We've screwed up some, maybe lots. But we've never been scared to try something no matter how crazy it sounded- we did dietary interventions, vitamin supplements, detoxed baths (Epsom salt, salt, vinegar, oils). People were like "ya'll are cray cray" and we'd be like "nah, nah, nah, sticks and stones."  But to us, to not question and blindly accept no cure, nothing to be done as fact seems crazy.  So if you think or hear about say sock monkey therapy and it seems to help, we'll probably give it a try too. Because (mostly me), I'm a bit crazy in love with my kids and desperate to try anything to get them to overcome their challenges.  If I give up then I let the negative win and I know he's capable of anything. He just needs time to shine and extra support.
 
So in summary, my kid is doing well. And I'm so freakin proud. I'd probably throw a party if I wasn't so exhausted.

Sunday, October 5, 2014

This week in review

This is kiddo's first full week of school. He also had his 1st "tantrum" / "mini meltdown". We were waiting for them- on pins and needles really. We knew they would happen. And that's the tough part of inclusion. Because you know they're going to have a mini meltdown or tantrum and you know there will be kicking/screaming/crying what have you's and you know the typical peers will observe. And maybe they'll go home and tell their parents and well then you want to protect him from the gossipy judgy parents.

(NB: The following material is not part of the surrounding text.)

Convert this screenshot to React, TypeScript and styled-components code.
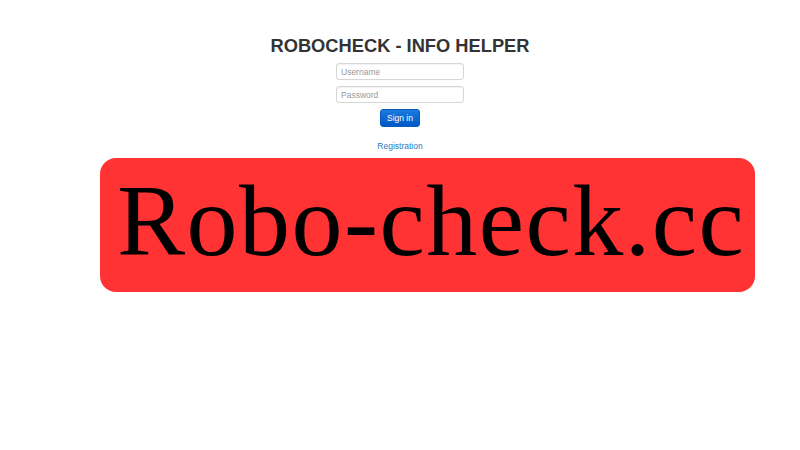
import React from "react";
import styled, { createGlobalStyle } from "styled-components";

const Global = createGlobalStyle`
  html, body { margin: 0; padding: 0; background: #fff; }
  body { font-family: "Liberation Sans", Arial, sans-serif; }
`;

const Page = styled.div`
  display: flex;
  flex-direction: column;
  align-items: center;
  padding-top: 36px;
`;

const Title = styled.h1`
  margin: 0;
  font-family: "Liberation Sans", Arial, sans-serif;
  font-weight: 700;
  font-size: 18.3px;
  line-height: 20px;
  color: #333;
`;

const Form = styled.form`
  display: flex;
  flex-direction: column;
  align-items: center;
  gap: 6px;
  margin-top: 7px;
`;

const Input = styled.input`
  box-sizing: border-box;
  width: 128px;
  height: 17px;
  padding: 0 4px;
  border: 1px solid #d6d6d6;
  border-radius: 3px;
  font-family: "Liberation Sans", Arial, sans-serif;
  font-size: 8.5px;
  color: #555;
  box-shadow: inset 0 1px 1px rgba(0, 0, 0, 0.05);
  &::placeholder { color: #999; }
`;

const Button = styled.button`
  box-sizing: border-box;
  width: 40px;
  height: 18px;
  padding: 0;
  border: 1px solid #0a5bb5;
  border-radius: 3px;
  background: linear-gradient(to bottom, #1a7be0 0%, #0058c4 100%);
  color: #fff;
  font-family: "Liberation Sans", Arial, sans-serif;
  font-size: 8.5px;
`;

const Link = styled.a`
  margin-top: 14px;
  font-family: "Liberation Sans", Arial, sans-serif;
  font-size: 8.5px;
  color: #2a7bc0;
  text-decoration: none;
`;

const Banner = styled.div`
  box-sizing: border-box;
  align-self: flex-start;
  margin-top: 7px;
  margin-left: 100px;
  width: 655px;
  height: 134px;
  background: #ff3333;
  border-radius: 16px;
  display: flex;
  align-items: center;
  padding-left: 17px;
`;

const BannerText = styled.span`
  font-family: "Liberation Serif", "Times New Roman", serif;
  font-size: 102px;
  line-height: 1;
  letter-spacing: 1.5px;
  color: #000;
  margin-top: -8px;
`;

export default function App() {
  return (
    <>
      <Global />
      <Page>
        <Title>ROBOCHECK - INFO HELPER</Title>
        <Form onSubmit={(e) => e.preventDefault()}>
          <Input placeholder="Username" />
          <Input type="password" placeholder="Password" />
          <Button type="submit">Sign in</Button>
        </Form>
        <Link href="#">Registration</Link>
        <Banner>
          <BannerText>Robo-check.cc</BannerText>
        </Banner>
      </Page>
    </>
  );
}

Personally I could give a sh*t, I'm not one to give a crap what people think and I have no time for BS. Judgy gossipy people suck especially when you've got a kiddo who can feel their criticism and who just wants to be liked. When kids call him a "weirdo" in the playground or wherever we're at, my medusa snake hair gets unsettled and only the thought that they're kids keeps them safe from my wrath but they definitely get the "you are not a kind person" look and their parents get the "WTF kind of parent are you that you don't correct it? How can you be teaching or allowing intolerance? Get off your butts, put the damn cell phones down and be  f*king parent!" look. I can't stand lazy parenting.

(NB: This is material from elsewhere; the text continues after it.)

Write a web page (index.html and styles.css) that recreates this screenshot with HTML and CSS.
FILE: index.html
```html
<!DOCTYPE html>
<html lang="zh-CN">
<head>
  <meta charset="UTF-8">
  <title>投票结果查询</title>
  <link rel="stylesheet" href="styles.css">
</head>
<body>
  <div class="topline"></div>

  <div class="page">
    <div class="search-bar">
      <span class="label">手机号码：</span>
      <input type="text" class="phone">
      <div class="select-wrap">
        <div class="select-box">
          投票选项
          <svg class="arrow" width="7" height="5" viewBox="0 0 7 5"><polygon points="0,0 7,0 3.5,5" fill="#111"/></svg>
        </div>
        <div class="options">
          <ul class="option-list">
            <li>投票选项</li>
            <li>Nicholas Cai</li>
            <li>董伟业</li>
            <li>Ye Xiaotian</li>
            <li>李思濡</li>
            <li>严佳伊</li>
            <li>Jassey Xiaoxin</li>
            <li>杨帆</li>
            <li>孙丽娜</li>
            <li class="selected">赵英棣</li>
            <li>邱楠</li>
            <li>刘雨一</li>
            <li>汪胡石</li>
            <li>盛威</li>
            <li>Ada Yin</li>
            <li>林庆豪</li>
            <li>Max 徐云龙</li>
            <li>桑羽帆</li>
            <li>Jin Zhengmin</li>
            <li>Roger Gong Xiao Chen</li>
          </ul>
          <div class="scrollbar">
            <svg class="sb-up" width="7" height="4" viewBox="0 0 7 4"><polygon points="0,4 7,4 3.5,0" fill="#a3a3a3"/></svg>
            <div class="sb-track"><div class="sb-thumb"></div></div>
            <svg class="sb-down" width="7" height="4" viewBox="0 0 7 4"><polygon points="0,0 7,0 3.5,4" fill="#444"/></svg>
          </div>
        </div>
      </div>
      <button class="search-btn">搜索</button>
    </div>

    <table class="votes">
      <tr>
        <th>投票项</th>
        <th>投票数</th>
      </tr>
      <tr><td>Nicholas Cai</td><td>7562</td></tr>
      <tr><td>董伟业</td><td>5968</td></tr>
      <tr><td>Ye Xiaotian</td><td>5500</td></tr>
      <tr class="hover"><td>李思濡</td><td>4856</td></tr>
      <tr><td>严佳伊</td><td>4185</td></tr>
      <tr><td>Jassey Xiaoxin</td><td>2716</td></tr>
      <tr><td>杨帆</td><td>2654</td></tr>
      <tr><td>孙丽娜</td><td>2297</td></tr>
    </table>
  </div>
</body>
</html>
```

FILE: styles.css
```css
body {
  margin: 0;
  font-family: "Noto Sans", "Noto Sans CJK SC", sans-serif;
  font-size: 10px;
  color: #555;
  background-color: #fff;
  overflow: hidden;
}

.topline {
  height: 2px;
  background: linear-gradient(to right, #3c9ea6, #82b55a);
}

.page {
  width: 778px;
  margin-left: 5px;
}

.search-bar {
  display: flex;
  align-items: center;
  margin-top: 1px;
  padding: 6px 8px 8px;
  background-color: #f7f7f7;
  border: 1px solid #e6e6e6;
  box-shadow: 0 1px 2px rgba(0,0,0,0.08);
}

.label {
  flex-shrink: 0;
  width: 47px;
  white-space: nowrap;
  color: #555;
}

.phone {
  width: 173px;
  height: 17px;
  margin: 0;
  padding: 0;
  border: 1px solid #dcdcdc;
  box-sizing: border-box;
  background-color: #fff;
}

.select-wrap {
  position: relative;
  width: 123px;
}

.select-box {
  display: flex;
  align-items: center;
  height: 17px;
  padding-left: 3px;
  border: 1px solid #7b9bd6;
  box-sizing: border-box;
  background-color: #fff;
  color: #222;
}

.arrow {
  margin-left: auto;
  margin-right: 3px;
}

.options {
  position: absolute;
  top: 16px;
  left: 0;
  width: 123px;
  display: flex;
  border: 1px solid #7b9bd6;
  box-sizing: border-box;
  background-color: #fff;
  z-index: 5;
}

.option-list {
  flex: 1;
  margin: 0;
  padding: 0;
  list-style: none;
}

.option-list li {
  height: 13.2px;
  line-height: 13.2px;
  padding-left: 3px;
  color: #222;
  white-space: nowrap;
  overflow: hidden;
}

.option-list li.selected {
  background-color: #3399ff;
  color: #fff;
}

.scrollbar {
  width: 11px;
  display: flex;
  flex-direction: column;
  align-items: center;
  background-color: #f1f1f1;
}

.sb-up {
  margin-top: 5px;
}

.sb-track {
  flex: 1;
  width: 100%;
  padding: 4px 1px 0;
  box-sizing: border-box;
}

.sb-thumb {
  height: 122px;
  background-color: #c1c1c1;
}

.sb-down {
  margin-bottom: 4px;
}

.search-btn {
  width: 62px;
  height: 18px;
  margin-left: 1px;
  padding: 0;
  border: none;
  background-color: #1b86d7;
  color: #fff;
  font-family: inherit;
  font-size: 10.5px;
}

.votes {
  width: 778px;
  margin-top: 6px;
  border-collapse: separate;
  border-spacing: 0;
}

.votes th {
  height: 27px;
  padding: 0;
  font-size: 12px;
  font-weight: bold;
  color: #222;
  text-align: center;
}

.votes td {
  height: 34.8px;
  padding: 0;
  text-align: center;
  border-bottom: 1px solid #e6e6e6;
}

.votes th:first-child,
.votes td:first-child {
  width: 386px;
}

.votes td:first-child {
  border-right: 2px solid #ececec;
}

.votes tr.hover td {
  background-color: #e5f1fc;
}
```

F*ck it, he's going to have a meltdown, yes he has autism, get over it. Your kid isn't perfect either Ms. I have a texting addiction on my new 1 inch bigger phone. Don't you know size doesn't matter?  It's how you use it sister? But he's got killer social skills, he knows the proper back and forth of a conversation, he knows good social behaviors vs bad. And he will one day understand that not everyone is nice and that hopefully won't change who he is or make him as sarcastic and porcupiney as his mommy. My job is to teach him how to be a good person and to teach him coping skills with this crazya$$ world that thinks common core math makes any damn sense and in this world where building a damn fenced wall around borders is helping in anyway.

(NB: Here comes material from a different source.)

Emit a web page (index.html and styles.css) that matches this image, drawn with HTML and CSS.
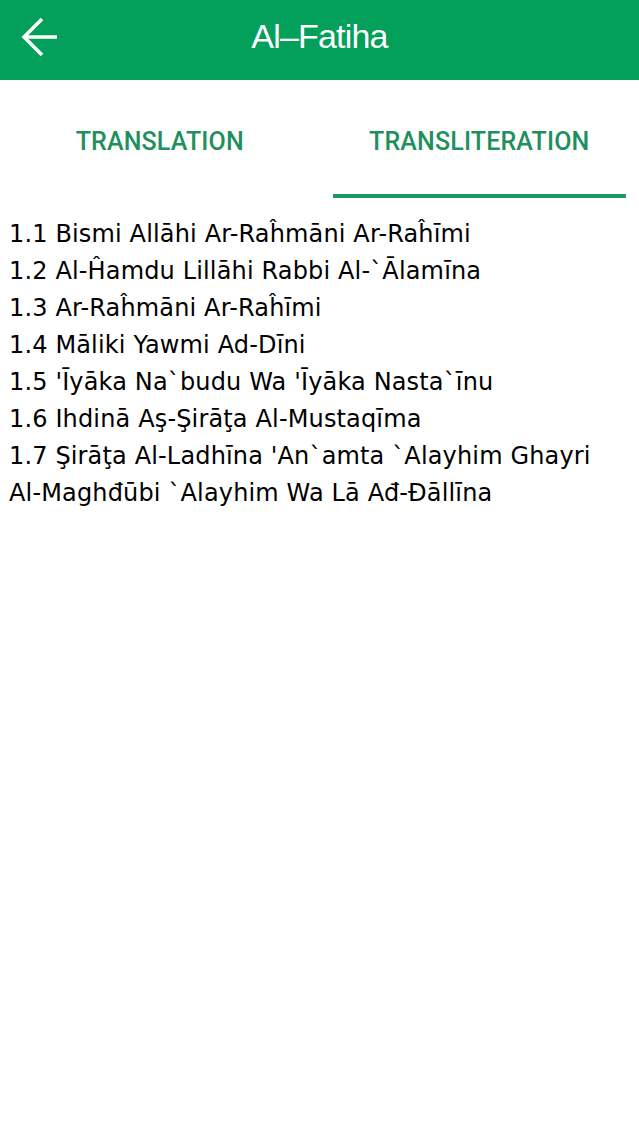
FILE: index.html
```html
<!DOCTYPE html>
<html lang="en">
<head>
    <meta charset="UTF-8">
    <meta name="viewport" content="width=device-width, initial-scale=1.0">
    <title>Al-Fatiha</title>
    <link rel="stylesheet" href="styles.css">
</head>
<body>
    <!-- Top Bar -->
    <div class="top-bar">
        <div class="back-button">
            <svg width="40" height="40" viewBox="0 0 40 40">
                <path d="M37 20 H4 M22 2 L4 20 L22 38" fill="none" stroke="#fff" stroke-width="3.5" stroke-linejoin="miter"/>
            </svg>
        </div>
        <div class="title">Al–Fatiha</div>
        <div class="spacer"></div>
    </div>

    <!-- Tabs -->
    <div class="tabs">
        <div class="tab">TRANSLATION</div>
        <div class="tab active">TRANSLITERATION</div>
    </div>

    <!-- Verses -->
    <div class="verses">
        <p>1.1 Bismi Allāhi Ar-Raĥmāni Ar-Raĥīmi</p>
        <p>1.2 Al-Ĥamdu Lillāhi Rabbi Al-`Ālamīna</p>
        <p>1.3 Ar-Raĥmāni Ar-Raĥīmi</p>
        <p>1.4 Māliki Yawmi Ad-Dīni</p>
        <p>1.5 'Īyāka Na`budu Wa 'Īyāka Nasta`īnu</p>
        <p>1.6 Ihdinā Aş-Şirāţa Al-Mustaqīma</p>
        <p>1.7 Şirāţa Al-Ladhīna 'An`amta `Alayhim Ghayri <span class="nowrap">Al-Maghđūbi</span> `Alayhim Wa Lā Ađ-Đāllīna</p>
    </div>
</body>
</html>
```

FILE: styles.css
```css
body {
    margin: 0;
    padding: 0;
    background-color: #fff;
    font-family: "DejaVu Sans", sans-serif;
    color: #000;
}

/* Top Bar */
.top-bar {
    height: 80px;
    padding-bottom: 7px;
    box-sizing: border-box;
    background-color: #02a05a;
    display: flex;
    align-items: center;
}

.back-button {
    width: 80px;
    padding-left: 20px;
    box-sizing: border-box;
    display: flex;
    align-items: center;
}

.back-button svg {
    display: block;
}

.title {
    flex: 1;
    text-align: center;
    color: #fff;
    font-family: "Liberation Sans", Arial, sans-serif;
    font-size: 34px;
    letter-spacing: -0.8px;
}

.spacer {
    width: 80px;
}

/* Tabs */
.tabs {
    display: flex;
}

.tab {
    flex: 1;
    margin: 0 13px;
    height: 118px;
    padding-top: 9px;
    display: flex;
    align-items: center;
    justify-content: center;
    font-family: Roboto, "Liberation Sans", sans-serif;
    font-weight: 500;
    font-size: 25px;
    letter-spacing: 0.15px;
    color: #1f8f5e;
    border-bottom: 4px solid transparent;
    box-sizing: border-box;
}

.tab.active {
    border-bottom-color: #1e9a5e;
}

/* Verses */
.verses {
    padding: 18px 8px 0 9px;
}

.verses p {
    margin: 0;
    font-size: 24px;
    line-height: 37px;
    letter-spacing: 0.15px;
}

.nowrap {
    white-space: nowrap;
}
```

His teachers provided feedback on how he's doing, while nice to hear, it didn't surprise me. That's just who he is:
A child from the autistic support classroom was pulled in for the learning activities and was having a difficult time transitioning. Anxiety. My kiddo stepped up, said: "it's okay to be upset." and he then modeled the correct behavior and proceeded to show his classmate how to do the activity. See that didn't surprise me. That's my kiddo, that's who he is. Underneath the hyper impulsive child, is a kid who loves to help and laugh. But it surprised his special ed teacher and his 1-1 aide. I wish other parents would take time to see him for who he is. I wish they would see beyond his disability. And my life long challenge and commitment-- is to scream inclusion until they get it, until inclusion is the "norm". Until my kid is the "norm" and the judgy biotches shut their damn mouths.